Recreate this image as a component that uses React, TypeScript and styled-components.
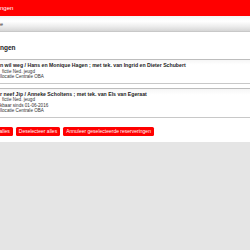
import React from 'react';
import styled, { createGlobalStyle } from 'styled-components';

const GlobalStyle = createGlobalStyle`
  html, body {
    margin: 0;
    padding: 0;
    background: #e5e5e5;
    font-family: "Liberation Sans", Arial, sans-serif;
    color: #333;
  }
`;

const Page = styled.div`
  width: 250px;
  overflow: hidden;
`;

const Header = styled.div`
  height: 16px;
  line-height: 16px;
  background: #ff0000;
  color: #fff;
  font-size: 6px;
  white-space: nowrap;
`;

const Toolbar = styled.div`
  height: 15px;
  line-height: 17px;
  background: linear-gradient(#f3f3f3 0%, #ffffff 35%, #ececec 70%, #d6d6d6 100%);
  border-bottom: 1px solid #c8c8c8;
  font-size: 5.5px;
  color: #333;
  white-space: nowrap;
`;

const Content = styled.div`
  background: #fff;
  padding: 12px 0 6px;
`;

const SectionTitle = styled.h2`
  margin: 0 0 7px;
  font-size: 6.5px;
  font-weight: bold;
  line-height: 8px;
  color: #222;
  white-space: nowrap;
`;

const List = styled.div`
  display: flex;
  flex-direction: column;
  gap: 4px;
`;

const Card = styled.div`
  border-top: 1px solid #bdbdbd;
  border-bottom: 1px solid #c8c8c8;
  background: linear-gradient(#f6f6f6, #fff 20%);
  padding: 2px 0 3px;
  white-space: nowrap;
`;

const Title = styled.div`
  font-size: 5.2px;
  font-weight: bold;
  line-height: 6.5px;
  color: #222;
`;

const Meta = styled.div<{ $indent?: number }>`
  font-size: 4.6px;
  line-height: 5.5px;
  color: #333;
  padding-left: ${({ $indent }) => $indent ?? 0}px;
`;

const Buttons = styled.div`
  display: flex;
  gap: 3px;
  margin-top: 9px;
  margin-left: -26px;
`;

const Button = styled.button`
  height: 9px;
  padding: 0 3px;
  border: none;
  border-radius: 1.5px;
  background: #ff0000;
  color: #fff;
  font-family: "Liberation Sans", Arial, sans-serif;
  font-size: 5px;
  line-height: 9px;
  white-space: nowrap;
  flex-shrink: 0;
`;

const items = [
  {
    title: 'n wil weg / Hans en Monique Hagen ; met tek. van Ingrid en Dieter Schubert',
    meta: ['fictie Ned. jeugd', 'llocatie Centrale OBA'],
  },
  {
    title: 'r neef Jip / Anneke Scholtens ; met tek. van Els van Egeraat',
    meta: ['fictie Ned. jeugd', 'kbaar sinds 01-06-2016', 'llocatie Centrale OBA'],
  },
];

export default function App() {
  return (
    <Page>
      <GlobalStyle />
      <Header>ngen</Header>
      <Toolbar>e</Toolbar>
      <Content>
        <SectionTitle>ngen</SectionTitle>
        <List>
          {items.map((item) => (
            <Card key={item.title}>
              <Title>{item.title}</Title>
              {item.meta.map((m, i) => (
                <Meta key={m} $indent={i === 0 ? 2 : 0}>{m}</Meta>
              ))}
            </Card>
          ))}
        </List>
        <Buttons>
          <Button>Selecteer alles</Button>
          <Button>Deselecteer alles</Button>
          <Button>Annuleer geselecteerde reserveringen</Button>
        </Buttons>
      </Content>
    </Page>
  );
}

....................

* _What the exercise asks_: Each line of the material must be retyped exactly, except that images are omitted.

* _Response to this exercise_:
Recreate this image as a component that uses React, TypeScript and styled-components.
import React from 'react';
import styled, { createGlobalStyle } from 'styled-components';

const GlobalStyle = createGlobalStyle`
  html, body {
    margin: 0;
    padding: 0;
    background: #e5e5e5;
    font-family: "Liberation Sans", Arial, sans-serif;
    color: #333;
  }
`;

const Page = styled.div`
  width: 250px;
  overflow: hidden;
`;

const Header = styled.div`
  height: 16px;
  line-height: 16px;
  background: #ff0000;
  color: #fff;
  font-size: 6px;
  white-space: nowrap;
`;

const Toolbar = styled.div`
  height: 15px;
  line-height: 17px;
  background: linear-gradient(#f3f3f3 0%, #ffffff 35%, #ececec 70%, #d6d6d6 100%);
  border-bottom: 1px solid #c8c8c8;
  font-size: 5.5px;
  color: #333;
  white-space: nowrap;
`;

const Content = styled.div`
  background: #fff;
  padding: 12px 0 6px;
`;

const SectionTitle = styled.h2`
  margin: 0 0 7px;
  font-size: 6.5px;
  font-weight: bold;
  line-height: 8px;
  color: #222;
  white-space: nowrap;
`;

const List = styled.div`
  display: flex;
  flex-direction: column;
  gap: 4px;
`;

const Card = styled.div`
  border-top: 1px solid #bdbdbd;
  border-bottom: 1px solid #c8c8c8;
  background: linear-gradient(#f6f6f6, #fff 20%);
  padding: 2px 0 3px;
  white-space: nowrap;
`;

const Title = styled.div`
  font-size: 5.2px;
  font-weight: bold;
  line-height: 6.5px;
  color: #222;
`;

const Meta = styled.div<{ $indent?: number }>`
  font-size: 4.6px;
  line-height: 5.5px;
  color: #333;
  padding-left: ${({ $indent }) => $indent ?? 0}px;
`;

const Buttons = styled.div`
  display: flex;
  gap: 3px;
  margin-top: 9px;
  margin-left: -26px;
`;

const Button = styled.button`
  height: 9px;
  padding: 0 3px;
  border: none;
  border-radius: 1.5px;
  background: #ff0000;
  color: #fff;
  font-family: "Liberation Sans", Arial, sans-serif;
  font-size: 5px;
  line-height: 9px;
  white-space: nowrap;
  flex-shrink: 0;
`;

const items = [
  {
    title: 'n wil weg / Hans en Monique Hagen ; met tek. van Ingrid en Dieter Schubert',
    meta: ['fictie Ned. jeugd', 'llocatie Centrale OBA'],
  },
  {
    title: 'r neef Jip / Anneke Scholtens ; met tek. van Els van Egeraat',
    meta: ['fictie Ned. jeugd', 'kbaar sinds 01-06-2016', 'llocatie Centrale OBA'],
  },
];

export default function App() {
  return (
    <Page>
      <GlobalStyle />
      <Header>ngen</Header>
      <Toolbar>e</Toolbar>
      <Content>
        <SectionTitle>ngen</SectionTitle>
        <List>
          {items.map((item) => (
            <Card key={item.title}>
              <Title>{item.title}</Title>
              {item.meta.map((m, i) => (
                <Meta key={m} $indent={i === 0 ? 2 : 0}>{m}</Meta>
              ))}
            </Card>
          ))}
        </List>
        <Buttons>
          <Button>Selecteer alles</Button>
          <Button>Deselecteer alles</Button>
          <Button>Annuleer geselecteerde reserveringen</Button>
        </Buttons>
      </Content>
    </Page>
  );
}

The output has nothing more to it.